California Health eQuality yesterday released a map of health information organizations across the state. It shows a marked increase from last year’s tally of counties that have some kind of health information exchange network.
“It shows progress,” said Rayna Caplan, senior program officer at the UC-Davis Institute for Population and Health Improvement, which oversees the CHeQ program. “Communities of providers around the state have been working tirelessly for years on this, and [this map] shows they’re succeeding.”
The map highlights 35 counties which either have operational or emerging community HIO initiatives. That’s well over half of California’s 58 counties, and it’s a big difference from last year’s progress, Caplan said.

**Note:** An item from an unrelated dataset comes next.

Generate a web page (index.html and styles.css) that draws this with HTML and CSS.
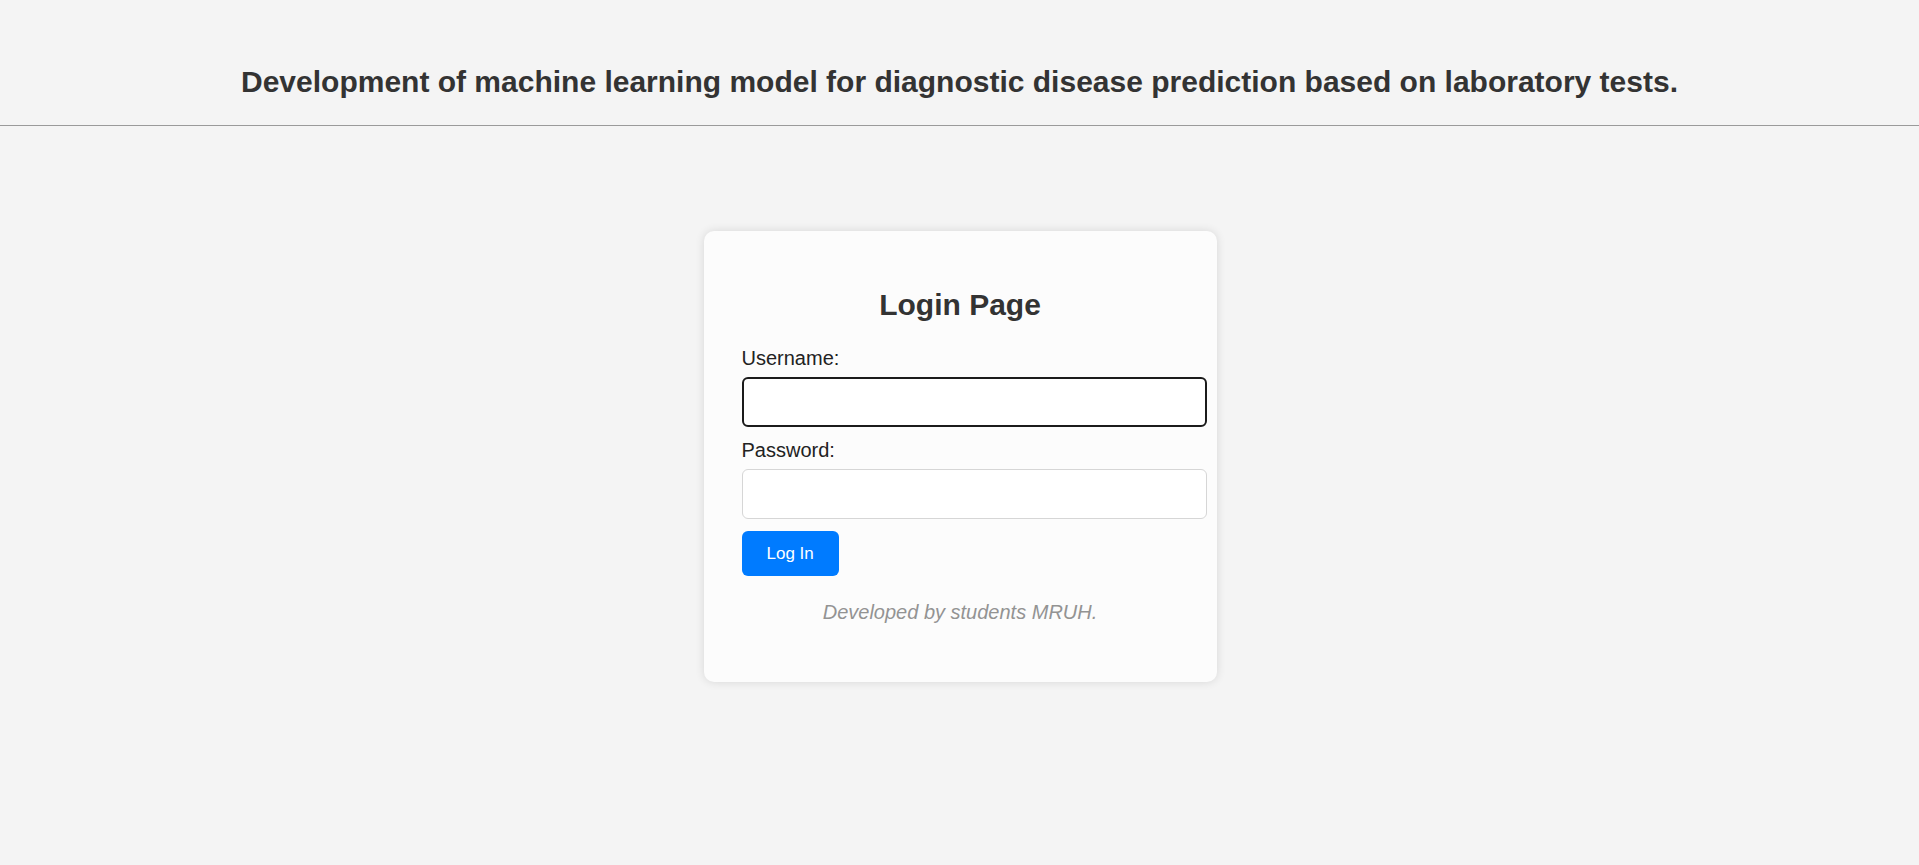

“Three went live, another is live in the pilot stage, and four new community initiatives were also established [in the past year],” Caplan said. “Looking back, we’ve seen tremendous growth and progress in the past year or so.”
One focus of attention for CHeQ has been rural and underserved areas, Caplan said. “The newer initiatives are in rural and underserved areas and in the Central Valley, where people need it most,” Caplan said. “The problems of scarcity and distance that providers face in rural areas, that’s where access to information can make a huge difference.”
Of course, the big white areas of the map also reveal where more work is needed, she said.
“It’s a living document that’s constantly evolving,” Caplan said. “It’s a journey and we’re still on it. Progress happens every day. There’s still a lot of work to be done.”
CHeQ hopes to eventually release an interactive map, Caplan said. “But for now,” she said, “this is a good portrayal of where we are and what kind of difference we’ve made. We feel like we may have gotten to some kind of tipping point now.”